Supercritical CO2, which is colorless, tasteless, and readily available, has many unique physical and chemical properties. Its density is close to that of liquid while its viscosity is close to that of gas [1,2]. Besides, it has a large diffusion coefficient but has no surface tension. Previous research has shown that supercritical CO2 can reduce the initiation pressure of rocks when it is used in fracturing because of its low viscosity. In the meantime, complex fracture networks are generated in the reservoir, greatly improving the efficiency of fracturing. In addition, supercritical CO2 is harmless to the reservoir and underground water [3,4]. It also has a higher adsorption capacity in rocks than methane gas, which can replace the methane gas in shale or coal [5]. As a result, output is increased and permanent CO2 storage is achieved [6,7]. Therefore, supercritical CO2 fracturing is considered as a new method for efficient exploitation of unconventional oil and gas [8].

The unique physical properties of supercritical CO2 have brought about both great advantages a series of problems [9]. First of all, the viscosity of supercritical CO2 is low, only about 1/10 of water viscosity, and its density is slightly lower than water under well pressure and temperature, which leads to its poor capacity in sand carrying [10]. Consequently, the proppants settle down rapidly near the wellbore, causing sand plugging and the failure of fracturing [1113]. Secondly, the low viscosity of supercritical CO2 can lead to a serious energy dissipation turbulent state even with low flowing velocity [14,15]. The Reynolds number is large, the friction coefficient is high, and friction along the pipeline is high, causing the overpressure of surface equipment [1618]. Moreover, the low viscosity and high diffusion characteristics of supercritical CO2 lead to a fast filtration rate in the reservoir [19]. Compared with conventional fracturing fluids, it is more difficult to set up high wellbore pressure during supercritical CO2 fracturing because it requires a higher displacement [20,21].

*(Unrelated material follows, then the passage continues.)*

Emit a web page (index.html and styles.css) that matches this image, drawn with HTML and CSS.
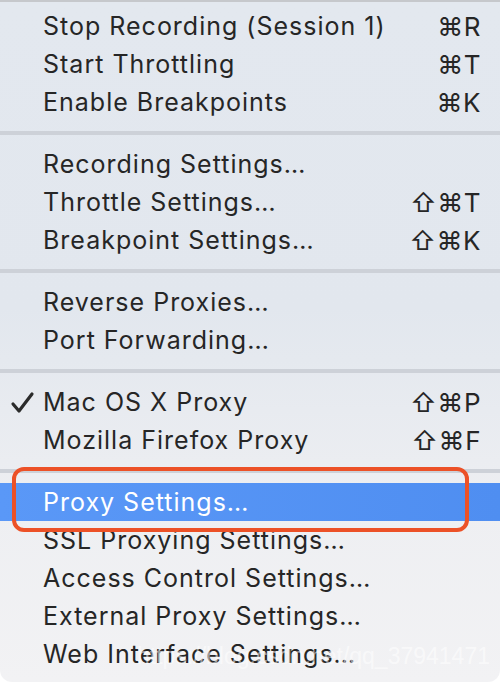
FILE: index.html
```html
<!DOCTYPE html>
<html lang="en">
<head>
    <meta charset="UTF-8">
    <title>Proxy Menu</title>
    <link rel="stylesheet" href="styles.css">
</head>
<body>
    <div class="menu">
        <div class="item"><span class="label">Stop Recording (Session 1)</span><span class="keys">⌘R</span></div>
        <div class="item"><span class="label">Start Throttling</span><span class="keys">⌘T</span></div>
        <div class="item"><span class="label">Enable Breakpoints</span><span class="keys">⌘K</span></div>
        <div class="sep"></div>
        <div class="item"><span class="label">Recording Settings…</span></div>
        <div class="item"><span class="label">Throttle Settings…</span><span class="keys">⇧⌘T</span></div>
        <div class="item"><span class="label">Breakpoint Settings…</span><span class="keys">⇧⌘K</span></div>
        <div class="sep"></div>
        <div class="item"><span class="label">Reverse Proxies…</span></div>
        <div class="item"><span class="label">Port Forwarding…</span></div>
        <div class="sep"></div>
        <div class="item">
            <svg class="check" width="26" height="24" viewBox="0 0 26 24"><path d="M3 13 L9 20 L22 3" fill="none" stroke="#2b2b2b" stroke-width="3.2" stroke-linecap="round" stroke-linejoin="round"/></svg>
            <span class="label">Mac OS X Proxy</span><span class="keys">⇧⌘P</span>
        </div>
        <div class="item"><span class="label">Mozilla Firefox Proxy</span><span class="keys">⇧⌘F</span></div>
        <div class="sep"></div>
        <div class="item active"><span class="label">Proxy Settings…</span></div>
        <div class="item"><span class="label">SSL Proxying Settings…</span></div>
        <div class="item"><span class="label">Access Control Settings…</span></div>
        <div class="item"><span class="label">External Proxy Settings…</span></div>
        <div class="item"><span class="label">Web Interface Settings…</span></div>

        <div class="mark"></div>
        <div class="watermark">https://blog.csdn.net/qq_37941471</div>
    </div>
</body>
</html>
```

FILE: styles.css
```css
html, body {
    margin: 0;
    padding: 0;
    background: #ffffff;
}
body {
    font-family: Inter, "Open Sans", sans-serif;
    color: #262626;
}
.menu {
    position: relative;
    width: 500px;
    height: 682px;
    box-sizing: border-box;
    border-top: 2px solid #c6c8cc;
    padding-top: 5px;
    border-radius: 0 0 12px 12px;
    background: linear-gradient(180deg, #e3e8ef 0%, #e2e7ee 45%, #eeeff2 75%, #f2f2f4 100%);
    overflow: hidden;
}
.item {
    position: relative;
    display: flex;
    align-items: center;
    height: 38px;
    padding: 0 19px 0 43px;
    font-size: 25px;
    letter-spacing: 1px;
}
.keys {
    margin-left: auto;
    font-size: 26px;
    letter-spacing: 0.5px;
}
.check {
    position: absolute;
    left: 10px;
    top: 8px;
}
.sep {
    height: 24px;
    display: flex;
    align-items: center;
}
.sep::before {
    content: "";
    display: block;
    width: 100%;
    height: 4px;
    background: #cdd1d8;
}
.active {
    background: linear-gradient(90deg, #5a98f7 0%, #4f8ef1 100%);
    color: #ffffff;
}
.mark {
    position: absolute;
    left: 12px;
    top: 465px;
    width: 449px;
    height: 57px;
    border: 4px solid #ec5127;
    border-radius: 12px;
}
.watermark {
    position: absolute;
    right: 10px;
    bottom: 12px;
    font-family: "Liberation Sans", Arial, sans-serif;
    font-size: 23px;
    color: rgba(255, 255, 255, 0.55);
}
```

The above problems have become the bottleneck restricting the industrialization of the supercritical CO2 fracturing technology. To thoroughly understand and solve these problems, according to the field test results of supercritical CO2 fracturing in a shale gas well in northern Shaanxi, combined with laboratory experiments and theoretical research, the root causes of the problems are analyzed in detail, and solutions are proposed, hoping to lay a foundation for the development of supercritical CO2 fracturing technology.

Supercritical CO2 fracturing

Unlike the conventional fracturing fluids, supercritical CO2 must be stored in sealing pressure vessels. Therefore, coiled tubing is recommended for multilayer and multistage fracturing to avoid CO2 leakage caused by POOH and RIH of pipe strings.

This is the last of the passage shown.